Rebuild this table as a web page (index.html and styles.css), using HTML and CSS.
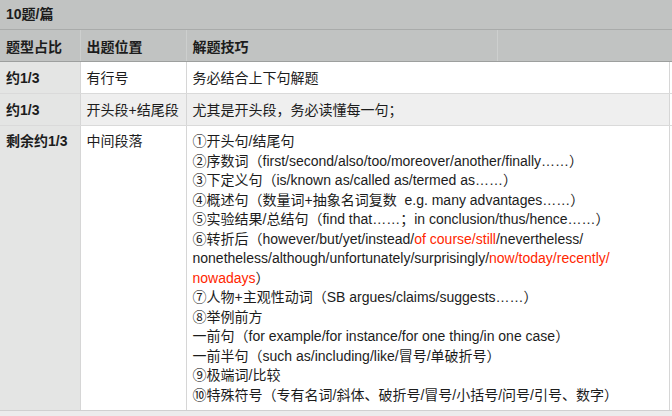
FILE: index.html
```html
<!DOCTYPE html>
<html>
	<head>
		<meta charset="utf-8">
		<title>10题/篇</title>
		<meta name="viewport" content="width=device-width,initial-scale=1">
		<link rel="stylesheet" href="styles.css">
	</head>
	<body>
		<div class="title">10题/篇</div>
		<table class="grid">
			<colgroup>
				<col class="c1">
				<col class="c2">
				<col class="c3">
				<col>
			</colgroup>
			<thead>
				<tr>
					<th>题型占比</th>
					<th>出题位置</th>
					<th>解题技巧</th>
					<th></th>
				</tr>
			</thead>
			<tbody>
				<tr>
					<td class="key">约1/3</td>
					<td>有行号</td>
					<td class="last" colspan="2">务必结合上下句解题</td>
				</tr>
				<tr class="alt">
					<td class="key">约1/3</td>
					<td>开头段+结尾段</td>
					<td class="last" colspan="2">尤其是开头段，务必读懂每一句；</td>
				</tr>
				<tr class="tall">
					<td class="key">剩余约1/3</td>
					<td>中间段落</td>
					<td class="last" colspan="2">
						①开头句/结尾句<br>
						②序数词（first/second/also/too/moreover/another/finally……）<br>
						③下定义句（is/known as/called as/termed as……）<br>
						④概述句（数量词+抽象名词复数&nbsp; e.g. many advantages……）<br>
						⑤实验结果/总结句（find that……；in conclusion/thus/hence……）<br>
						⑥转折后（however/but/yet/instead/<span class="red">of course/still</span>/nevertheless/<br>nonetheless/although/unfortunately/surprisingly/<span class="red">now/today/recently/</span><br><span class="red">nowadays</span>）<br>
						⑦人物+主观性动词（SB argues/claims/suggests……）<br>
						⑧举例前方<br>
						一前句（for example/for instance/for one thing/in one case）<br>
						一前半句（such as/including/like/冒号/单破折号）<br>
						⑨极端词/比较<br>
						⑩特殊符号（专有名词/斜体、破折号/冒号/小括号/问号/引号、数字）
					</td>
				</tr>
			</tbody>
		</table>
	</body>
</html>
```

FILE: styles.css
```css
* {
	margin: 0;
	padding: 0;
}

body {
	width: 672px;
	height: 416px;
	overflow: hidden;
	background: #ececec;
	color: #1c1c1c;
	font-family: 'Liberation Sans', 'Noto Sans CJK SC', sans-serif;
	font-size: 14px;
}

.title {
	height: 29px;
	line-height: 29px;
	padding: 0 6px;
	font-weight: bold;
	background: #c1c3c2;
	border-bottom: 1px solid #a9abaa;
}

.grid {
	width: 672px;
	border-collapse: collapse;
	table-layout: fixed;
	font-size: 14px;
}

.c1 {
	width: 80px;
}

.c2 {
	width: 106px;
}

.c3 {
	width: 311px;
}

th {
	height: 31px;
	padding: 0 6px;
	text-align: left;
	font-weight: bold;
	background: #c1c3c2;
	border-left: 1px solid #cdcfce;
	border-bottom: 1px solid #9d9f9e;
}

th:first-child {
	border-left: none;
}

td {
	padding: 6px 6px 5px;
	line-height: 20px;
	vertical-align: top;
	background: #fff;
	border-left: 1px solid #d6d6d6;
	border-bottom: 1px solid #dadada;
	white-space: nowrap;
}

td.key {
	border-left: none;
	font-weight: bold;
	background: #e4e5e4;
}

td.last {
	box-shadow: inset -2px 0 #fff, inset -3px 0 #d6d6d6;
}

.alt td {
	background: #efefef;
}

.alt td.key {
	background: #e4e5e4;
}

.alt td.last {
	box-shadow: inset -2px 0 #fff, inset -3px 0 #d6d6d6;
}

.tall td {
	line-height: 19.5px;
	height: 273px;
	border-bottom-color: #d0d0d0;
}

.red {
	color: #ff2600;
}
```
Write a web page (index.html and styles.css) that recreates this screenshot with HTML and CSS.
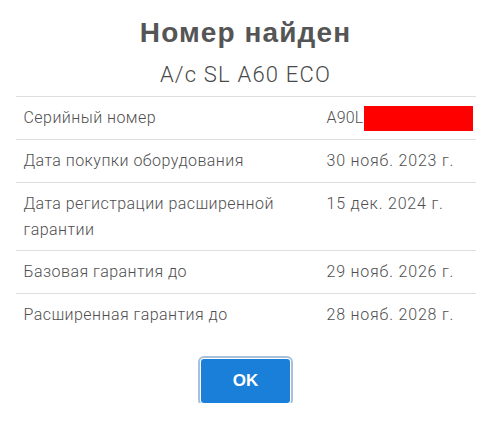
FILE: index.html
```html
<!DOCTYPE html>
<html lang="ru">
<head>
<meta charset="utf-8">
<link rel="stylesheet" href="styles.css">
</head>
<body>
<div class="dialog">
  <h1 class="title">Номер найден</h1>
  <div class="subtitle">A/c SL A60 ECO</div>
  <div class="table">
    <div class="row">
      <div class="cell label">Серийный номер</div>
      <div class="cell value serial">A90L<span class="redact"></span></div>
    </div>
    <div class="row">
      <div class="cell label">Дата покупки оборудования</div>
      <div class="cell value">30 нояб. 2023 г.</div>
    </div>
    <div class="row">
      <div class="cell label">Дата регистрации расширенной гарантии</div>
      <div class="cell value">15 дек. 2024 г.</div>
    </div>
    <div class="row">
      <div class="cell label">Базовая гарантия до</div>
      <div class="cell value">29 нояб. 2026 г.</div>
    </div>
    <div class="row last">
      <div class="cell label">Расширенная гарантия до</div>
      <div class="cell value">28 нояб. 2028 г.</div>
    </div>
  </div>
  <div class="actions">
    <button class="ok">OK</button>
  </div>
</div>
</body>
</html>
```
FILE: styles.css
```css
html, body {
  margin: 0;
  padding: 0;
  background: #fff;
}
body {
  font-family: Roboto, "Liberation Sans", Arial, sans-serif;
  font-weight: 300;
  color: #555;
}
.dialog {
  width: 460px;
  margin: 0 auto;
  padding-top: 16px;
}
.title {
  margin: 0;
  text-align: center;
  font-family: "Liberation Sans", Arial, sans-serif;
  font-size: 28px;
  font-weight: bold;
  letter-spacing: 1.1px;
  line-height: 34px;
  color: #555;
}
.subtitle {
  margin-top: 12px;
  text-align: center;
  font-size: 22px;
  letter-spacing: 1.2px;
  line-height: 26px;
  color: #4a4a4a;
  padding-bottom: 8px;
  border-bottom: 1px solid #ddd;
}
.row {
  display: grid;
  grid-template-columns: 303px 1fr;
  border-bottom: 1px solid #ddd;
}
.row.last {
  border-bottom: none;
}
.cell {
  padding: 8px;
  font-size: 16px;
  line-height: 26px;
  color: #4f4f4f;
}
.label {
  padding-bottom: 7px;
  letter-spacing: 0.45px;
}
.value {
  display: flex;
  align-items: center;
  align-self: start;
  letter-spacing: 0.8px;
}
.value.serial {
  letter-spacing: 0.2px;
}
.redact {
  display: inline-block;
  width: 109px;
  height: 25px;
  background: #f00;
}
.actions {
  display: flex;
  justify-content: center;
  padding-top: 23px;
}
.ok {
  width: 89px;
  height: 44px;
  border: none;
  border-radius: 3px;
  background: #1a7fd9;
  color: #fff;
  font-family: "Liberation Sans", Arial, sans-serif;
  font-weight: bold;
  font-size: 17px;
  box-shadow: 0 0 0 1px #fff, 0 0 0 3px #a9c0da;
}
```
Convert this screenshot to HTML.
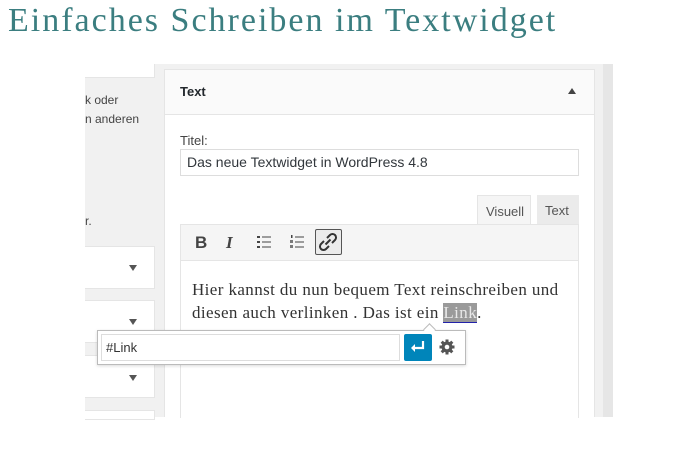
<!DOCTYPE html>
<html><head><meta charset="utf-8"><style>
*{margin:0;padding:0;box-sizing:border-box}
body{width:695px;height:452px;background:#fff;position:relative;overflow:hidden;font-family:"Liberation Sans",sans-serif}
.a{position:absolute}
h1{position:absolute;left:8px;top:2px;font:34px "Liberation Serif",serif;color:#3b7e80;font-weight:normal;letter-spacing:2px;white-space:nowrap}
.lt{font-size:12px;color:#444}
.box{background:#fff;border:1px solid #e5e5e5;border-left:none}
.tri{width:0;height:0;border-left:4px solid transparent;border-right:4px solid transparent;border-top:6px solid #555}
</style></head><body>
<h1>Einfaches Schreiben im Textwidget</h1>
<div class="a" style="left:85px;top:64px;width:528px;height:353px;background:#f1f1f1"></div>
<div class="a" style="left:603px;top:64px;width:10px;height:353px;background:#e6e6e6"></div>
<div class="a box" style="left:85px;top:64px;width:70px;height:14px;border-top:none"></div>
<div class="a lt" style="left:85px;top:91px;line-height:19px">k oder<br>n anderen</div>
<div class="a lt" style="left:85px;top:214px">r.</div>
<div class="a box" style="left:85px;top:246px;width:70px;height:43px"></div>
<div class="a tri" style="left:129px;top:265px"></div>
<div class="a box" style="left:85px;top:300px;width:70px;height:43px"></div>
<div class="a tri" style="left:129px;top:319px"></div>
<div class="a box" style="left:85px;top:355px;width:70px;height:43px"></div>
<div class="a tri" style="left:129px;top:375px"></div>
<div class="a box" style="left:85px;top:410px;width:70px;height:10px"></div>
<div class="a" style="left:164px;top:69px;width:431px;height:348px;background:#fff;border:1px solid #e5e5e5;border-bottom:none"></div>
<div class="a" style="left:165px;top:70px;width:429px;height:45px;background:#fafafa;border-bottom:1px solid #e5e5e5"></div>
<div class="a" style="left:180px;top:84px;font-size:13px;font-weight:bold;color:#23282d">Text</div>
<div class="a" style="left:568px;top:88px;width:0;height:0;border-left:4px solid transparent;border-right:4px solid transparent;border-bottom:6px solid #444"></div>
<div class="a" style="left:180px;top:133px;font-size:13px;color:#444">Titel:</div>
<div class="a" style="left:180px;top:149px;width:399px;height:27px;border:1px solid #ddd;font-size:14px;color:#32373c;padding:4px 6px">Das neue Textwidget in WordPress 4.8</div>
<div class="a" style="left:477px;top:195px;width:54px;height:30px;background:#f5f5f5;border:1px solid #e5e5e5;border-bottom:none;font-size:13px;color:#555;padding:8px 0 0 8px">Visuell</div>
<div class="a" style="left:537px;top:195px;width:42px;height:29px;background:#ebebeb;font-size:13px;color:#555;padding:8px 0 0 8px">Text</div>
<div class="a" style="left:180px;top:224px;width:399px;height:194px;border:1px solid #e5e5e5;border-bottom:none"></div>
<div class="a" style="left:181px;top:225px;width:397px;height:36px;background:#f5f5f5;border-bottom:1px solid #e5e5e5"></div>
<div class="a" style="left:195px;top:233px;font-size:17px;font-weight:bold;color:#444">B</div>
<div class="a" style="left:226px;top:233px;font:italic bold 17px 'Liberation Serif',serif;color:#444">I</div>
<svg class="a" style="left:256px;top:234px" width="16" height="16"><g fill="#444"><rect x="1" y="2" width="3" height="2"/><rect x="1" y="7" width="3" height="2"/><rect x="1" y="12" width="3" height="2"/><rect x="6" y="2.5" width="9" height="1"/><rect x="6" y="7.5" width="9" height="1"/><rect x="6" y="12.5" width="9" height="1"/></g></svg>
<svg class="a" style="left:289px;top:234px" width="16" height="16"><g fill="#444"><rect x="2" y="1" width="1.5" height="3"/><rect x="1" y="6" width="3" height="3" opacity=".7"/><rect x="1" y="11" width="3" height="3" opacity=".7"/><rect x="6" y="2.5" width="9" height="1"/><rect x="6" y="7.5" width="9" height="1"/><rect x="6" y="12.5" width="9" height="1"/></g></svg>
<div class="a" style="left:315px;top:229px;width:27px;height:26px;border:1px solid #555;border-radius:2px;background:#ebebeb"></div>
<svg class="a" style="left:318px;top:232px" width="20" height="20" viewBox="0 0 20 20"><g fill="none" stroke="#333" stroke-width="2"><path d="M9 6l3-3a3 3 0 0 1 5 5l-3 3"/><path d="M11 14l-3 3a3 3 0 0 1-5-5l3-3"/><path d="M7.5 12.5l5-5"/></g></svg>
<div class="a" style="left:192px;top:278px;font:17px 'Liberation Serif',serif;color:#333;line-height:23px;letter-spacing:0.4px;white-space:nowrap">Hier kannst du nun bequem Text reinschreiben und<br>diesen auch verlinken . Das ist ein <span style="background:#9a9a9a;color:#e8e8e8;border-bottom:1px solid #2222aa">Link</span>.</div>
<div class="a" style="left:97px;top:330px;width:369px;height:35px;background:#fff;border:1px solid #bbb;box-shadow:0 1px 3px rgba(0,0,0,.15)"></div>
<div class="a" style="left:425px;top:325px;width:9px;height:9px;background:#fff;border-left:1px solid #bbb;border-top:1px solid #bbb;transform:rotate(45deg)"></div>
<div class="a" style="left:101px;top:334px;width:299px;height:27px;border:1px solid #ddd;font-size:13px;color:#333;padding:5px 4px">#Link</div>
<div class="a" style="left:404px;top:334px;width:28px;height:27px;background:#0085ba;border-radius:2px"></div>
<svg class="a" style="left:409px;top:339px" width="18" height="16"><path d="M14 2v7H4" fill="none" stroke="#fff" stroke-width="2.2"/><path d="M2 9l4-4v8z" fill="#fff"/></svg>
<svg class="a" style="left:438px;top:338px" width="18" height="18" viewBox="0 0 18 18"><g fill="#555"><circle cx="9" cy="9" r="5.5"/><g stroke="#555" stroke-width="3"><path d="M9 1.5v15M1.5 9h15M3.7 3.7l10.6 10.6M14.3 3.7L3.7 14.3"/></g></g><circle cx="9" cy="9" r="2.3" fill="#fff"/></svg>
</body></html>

• EXERCISE BRIEF: Look through the entries above; copy every line holding the string "styles".

• THE SOLUTION:
Rebuild this table as a web page (index.html and styles.css), using HTML and CSS.
		<link rel="stylesheet" href="styles.css">
FILE: styles.css
Write a web page (index.html and styles.css) that recreates this screenshot with HTML and CSS.
<link rel="stylesheet" href="styles.css">
FILE: styles.css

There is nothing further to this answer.